Code that builds pages
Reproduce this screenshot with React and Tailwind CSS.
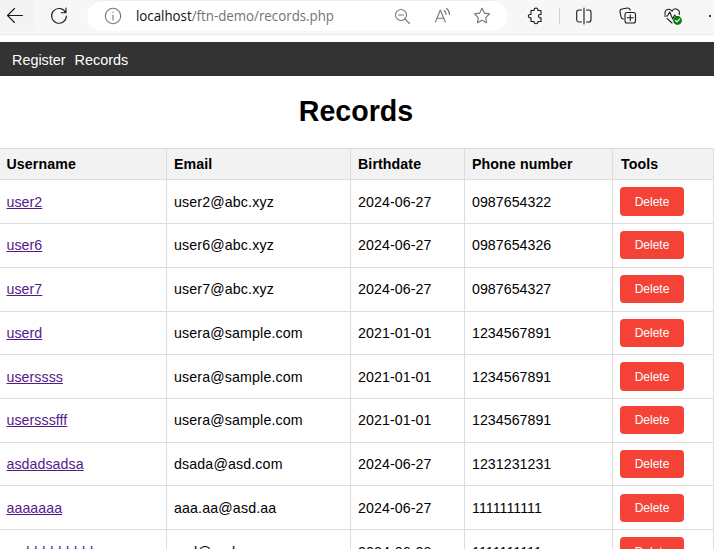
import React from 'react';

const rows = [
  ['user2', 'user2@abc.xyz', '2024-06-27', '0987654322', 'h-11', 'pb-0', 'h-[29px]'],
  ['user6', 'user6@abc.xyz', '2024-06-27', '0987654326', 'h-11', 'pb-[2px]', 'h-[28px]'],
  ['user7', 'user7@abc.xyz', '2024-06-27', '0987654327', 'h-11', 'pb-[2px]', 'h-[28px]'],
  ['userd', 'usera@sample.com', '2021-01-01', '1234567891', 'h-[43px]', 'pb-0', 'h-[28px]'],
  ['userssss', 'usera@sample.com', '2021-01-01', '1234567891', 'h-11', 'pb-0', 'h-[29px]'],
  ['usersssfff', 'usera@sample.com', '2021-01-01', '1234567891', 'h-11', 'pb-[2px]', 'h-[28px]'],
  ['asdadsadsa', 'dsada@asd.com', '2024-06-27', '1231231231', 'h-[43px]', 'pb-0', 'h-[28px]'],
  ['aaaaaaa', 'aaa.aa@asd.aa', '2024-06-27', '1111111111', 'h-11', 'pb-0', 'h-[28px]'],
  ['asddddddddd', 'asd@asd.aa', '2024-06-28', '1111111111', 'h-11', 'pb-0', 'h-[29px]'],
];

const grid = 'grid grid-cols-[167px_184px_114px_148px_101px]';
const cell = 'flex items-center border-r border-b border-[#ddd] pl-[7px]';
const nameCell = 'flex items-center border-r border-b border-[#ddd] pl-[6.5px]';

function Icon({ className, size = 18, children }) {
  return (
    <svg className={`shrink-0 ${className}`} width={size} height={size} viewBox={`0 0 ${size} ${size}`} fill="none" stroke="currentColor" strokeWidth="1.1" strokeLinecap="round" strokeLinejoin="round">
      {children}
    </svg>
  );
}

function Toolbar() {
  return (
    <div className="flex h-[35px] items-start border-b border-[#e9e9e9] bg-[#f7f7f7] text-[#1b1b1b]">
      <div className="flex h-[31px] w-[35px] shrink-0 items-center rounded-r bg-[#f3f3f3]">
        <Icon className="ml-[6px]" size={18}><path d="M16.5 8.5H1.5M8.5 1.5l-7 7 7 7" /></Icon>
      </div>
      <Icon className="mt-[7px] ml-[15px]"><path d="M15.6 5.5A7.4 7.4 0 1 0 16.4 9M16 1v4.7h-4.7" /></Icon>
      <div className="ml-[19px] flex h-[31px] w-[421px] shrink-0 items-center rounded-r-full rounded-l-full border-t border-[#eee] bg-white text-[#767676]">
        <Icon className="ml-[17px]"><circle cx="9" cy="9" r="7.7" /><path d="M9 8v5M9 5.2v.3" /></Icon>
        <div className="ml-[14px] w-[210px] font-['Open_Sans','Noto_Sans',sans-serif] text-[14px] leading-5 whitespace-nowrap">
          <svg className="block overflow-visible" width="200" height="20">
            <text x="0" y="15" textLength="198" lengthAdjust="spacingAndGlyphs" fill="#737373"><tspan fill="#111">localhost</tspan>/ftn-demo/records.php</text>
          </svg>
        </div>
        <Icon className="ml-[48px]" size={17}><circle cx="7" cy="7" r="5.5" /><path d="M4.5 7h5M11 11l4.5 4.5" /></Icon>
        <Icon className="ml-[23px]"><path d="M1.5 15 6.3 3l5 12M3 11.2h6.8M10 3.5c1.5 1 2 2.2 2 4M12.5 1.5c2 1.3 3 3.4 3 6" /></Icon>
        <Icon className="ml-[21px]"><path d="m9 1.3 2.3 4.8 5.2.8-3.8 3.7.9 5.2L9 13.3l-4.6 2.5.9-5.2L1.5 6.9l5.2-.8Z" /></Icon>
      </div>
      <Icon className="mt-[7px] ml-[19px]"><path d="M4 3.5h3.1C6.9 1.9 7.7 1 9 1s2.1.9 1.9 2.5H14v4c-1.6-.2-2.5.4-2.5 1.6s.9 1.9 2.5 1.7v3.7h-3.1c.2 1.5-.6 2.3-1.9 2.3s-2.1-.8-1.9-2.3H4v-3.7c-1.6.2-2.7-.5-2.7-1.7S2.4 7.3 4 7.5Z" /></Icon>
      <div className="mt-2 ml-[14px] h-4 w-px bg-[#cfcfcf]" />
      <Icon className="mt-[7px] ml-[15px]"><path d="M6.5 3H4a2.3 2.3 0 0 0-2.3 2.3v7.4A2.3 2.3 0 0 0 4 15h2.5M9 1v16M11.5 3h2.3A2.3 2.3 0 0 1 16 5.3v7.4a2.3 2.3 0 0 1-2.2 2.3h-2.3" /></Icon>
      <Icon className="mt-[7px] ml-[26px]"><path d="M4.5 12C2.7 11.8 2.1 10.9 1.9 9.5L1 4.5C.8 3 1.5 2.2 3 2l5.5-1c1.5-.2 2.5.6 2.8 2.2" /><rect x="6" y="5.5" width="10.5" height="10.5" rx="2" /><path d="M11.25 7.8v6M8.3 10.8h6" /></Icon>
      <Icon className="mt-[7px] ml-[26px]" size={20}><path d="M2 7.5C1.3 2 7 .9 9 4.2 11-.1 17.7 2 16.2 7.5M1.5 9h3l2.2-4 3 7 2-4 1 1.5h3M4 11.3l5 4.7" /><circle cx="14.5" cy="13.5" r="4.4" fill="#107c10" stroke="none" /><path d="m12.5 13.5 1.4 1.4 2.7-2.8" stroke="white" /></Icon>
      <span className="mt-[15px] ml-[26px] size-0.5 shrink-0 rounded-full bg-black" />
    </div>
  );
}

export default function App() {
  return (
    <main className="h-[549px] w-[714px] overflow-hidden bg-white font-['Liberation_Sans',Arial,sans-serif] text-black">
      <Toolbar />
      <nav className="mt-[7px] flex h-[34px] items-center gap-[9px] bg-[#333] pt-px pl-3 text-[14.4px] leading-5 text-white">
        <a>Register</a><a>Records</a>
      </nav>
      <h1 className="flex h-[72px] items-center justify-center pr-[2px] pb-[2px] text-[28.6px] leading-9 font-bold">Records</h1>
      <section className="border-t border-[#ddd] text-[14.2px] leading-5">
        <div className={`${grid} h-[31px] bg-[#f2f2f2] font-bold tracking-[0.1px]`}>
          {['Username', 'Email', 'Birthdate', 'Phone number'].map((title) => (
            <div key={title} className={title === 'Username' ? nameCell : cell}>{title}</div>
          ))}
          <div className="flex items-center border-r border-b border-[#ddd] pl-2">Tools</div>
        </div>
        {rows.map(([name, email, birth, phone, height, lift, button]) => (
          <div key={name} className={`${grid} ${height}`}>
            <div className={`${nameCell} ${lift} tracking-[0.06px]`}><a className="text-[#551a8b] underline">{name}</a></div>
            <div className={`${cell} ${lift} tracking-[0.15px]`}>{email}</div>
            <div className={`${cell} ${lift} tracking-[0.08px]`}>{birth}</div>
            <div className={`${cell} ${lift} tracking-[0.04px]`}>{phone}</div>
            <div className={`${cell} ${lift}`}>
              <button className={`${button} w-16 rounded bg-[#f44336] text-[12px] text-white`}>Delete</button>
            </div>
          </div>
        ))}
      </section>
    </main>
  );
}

--

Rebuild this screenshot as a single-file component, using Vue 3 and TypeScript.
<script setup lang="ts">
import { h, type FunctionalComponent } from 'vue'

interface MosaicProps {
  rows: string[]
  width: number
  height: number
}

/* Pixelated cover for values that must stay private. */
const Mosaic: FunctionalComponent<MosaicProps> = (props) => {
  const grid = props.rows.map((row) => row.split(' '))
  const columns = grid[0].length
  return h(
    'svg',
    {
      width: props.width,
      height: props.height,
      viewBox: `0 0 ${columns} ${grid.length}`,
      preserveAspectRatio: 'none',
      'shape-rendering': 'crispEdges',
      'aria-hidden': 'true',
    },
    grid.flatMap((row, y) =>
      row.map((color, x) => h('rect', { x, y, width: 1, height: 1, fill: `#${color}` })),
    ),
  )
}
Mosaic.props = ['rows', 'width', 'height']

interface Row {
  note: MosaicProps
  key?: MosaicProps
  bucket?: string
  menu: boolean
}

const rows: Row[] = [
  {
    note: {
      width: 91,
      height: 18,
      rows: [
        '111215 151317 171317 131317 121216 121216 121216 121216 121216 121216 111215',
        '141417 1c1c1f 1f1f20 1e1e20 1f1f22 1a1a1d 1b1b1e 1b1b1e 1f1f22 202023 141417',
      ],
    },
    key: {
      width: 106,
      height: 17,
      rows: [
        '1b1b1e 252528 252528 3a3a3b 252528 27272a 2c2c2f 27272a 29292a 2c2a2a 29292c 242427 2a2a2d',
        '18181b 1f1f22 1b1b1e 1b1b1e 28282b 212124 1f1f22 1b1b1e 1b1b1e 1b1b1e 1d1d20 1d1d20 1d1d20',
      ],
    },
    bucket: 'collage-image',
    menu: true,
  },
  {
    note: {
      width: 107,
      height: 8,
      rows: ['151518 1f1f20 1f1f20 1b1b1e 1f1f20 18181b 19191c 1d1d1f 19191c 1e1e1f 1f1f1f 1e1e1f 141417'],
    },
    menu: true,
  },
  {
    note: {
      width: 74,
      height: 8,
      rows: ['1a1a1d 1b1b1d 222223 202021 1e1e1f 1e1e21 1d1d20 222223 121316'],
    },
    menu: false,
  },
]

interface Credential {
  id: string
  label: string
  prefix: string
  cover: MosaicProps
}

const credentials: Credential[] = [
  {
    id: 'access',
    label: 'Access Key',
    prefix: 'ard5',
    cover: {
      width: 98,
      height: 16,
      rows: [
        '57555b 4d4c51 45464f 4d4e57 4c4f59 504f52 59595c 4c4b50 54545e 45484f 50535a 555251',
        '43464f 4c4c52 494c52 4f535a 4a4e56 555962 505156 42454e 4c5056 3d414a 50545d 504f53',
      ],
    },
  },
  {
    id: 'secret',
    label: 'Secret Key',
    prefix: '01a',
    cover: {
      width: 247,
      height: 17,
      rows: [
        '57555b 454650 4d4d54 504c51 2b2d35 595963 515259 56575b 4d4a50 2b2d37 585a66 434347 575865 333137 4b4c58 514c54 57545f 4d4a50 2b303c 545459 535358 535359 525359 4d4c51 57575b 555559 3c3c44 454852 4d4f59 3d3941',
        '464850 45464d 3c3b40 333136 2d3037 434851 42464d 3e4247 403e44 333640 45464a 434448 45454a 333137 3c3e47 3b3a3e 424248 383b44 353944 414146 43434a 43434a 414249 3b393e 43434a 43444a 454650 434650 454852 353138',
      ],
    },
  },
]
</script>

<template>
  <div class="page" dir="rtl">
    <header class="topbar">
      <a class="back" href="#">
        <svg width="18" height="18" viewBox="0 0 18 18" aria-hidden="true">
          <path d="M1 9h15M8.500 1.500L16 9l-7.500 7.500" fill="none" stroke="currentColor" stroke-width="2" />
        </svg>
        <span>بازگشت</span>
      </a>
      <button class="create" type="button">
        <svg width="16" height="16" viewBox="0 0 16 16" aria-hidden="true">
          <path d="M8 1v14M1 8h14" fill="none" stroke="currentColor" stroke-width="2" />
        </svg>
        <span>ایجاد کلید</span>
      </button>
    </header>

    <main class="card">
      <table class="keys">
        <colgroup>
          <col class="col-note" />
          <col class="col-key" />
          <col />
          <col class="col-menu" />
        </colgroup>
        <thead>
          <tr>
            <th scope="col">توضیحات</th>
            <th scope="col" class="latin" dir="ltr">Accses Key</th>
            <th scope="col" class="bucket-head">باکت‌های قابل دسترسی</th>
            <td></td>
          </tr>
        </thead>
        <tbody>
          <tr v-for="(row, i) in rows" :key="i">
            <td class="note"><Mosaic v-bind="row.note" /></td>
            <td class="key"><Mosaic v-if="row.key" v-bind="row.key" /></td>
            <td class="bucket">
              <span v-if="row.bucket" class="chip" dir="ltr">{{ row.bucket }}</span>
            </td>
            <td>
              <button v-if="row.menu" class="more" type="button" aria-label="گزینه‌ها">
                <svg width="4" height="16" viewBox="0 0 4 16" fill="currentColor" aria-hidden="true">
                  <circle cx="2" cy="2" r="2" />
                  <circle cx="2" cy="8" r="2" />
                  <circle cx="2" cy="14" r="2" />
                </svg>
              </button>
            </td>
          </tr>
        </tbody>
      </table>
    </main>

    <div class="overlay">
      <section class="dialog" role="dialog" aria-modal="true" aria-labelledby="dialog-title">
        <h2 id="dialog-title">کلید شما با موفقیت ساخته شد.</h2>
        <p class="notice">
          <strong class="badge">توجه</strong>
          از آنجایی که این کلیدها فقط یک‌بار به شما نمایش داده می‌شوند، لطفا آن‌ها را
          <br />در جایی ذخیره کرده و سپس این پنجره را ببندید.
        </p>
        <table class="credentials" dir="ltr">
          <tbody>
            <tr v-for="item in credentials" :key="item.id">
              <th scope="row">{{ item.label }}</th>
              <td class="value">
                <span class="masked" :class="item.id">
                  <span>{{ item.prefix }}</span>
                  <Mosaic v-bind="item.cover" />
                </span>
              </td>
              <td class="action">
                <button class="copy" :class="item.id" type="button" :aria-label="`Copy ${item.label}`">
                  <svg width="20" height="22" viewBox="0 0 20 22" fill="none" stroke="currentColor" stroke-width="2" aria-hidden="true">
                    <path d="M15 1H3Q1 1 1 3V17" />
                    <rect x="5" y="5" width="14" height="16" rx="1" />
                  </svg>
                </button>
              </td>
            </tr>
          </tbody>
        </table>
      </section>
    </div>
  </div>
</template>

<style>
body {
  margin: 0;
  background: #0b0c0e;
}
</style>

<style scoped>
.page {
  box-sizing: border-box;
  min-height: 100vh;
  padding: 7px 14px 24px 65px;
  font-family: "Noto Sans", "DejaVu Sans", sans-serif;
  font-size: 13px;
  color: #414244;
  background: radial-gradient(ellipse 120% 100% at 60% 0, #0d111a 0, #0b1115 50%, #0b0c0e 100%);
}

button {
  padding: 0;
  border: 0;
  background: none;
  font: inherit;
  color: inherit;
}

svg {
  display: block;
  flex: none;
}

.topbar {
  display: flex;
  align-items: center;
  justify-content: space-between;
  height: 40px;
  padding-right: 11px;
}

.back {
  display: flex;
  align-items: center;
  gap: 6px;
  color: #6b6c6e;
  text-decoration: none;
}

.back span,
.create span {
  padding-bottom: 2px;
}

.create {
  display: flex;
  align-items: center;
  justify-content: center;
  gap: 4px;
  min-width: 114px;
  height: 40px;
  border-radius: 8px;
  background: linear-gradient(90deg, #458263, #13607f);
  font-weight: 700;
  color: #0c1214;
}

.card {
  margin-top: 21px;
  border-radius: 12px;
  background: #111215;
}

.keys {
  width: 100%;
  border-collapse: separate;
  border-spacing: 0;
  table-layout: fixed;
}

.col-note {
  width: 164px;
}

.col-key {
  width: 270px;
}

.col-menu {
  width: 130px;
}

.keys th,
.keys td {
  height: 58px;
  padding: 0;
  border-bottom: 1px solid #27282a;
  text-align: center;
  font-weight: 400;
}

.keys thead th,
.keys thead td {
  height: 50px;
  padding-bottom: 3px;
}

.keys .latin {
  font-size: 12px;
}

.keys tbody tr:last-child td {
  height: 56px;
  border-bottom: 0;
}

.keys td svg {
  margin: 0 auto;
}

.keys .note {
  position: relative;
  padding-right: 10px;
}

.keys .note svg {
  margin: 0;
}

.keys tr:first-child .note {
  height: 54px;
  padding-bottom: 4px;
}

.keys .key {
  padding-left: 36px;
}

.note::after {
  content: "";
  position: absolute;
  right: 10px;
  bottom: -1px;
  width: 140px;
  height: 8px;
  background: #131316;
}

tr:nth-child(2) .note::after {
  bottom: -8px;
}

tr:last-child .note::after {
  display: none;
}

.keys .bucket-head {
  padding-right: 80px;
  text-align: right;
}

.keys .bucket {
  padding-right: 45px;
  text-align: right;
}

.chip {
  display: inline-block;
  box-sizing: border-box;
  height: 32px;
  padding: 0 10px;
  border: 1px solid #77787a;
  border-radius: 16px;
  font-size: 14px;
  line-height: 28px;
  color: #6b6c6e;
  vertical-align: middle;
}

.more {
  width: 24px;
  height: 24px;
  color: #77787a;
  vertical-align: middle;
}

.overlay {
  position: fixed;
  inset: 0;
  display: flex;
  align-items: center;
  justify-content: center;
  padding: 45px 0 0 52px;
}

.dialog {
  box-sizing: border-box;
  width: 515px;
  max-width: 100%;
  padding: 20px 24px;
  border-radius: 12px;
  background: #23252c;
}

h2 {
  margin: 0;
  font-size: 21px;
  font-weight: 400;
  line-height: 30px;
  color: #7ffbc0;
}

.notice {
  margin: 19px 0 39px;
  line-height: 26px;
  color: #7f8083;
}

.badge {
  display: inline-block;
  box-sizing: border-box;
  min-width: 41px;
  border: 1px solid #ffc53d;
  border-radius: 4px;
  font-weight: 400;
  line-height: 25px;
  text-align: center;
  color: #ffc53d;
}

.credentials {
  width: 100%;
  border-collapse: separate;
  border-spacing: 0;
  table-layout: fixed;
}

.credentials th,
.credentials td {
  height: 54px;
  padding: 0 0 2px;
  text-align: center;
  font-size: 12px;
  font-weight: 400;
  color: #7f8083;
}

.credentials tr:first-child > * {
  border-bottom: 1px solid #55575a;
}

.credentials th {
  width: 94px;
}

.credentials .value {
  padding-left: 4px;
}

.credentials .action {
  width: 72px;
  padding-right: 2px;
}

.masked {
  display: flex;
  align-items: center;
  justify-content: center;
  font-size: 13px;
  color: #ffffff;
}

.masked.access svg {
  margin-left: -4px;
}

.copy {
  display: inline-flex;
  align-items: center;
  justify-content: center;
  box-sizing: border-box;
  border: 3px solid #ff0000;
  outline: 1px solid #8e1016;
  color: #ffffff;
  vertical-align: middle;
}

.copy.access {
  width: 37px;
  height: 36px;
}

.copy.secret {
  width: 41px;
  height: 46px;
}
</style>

■ **TASK INSTRUCTIONS**
Exactly as they appear, write out the lines from the one containing "Reproduce this screenshot" down to the one containing "import React from 'react';", both included. Pictures are left out.

■ **ANSWER TO THIS TASK**
Reproduce this screenshot with React and Tailwind CSS.
import React from 'react';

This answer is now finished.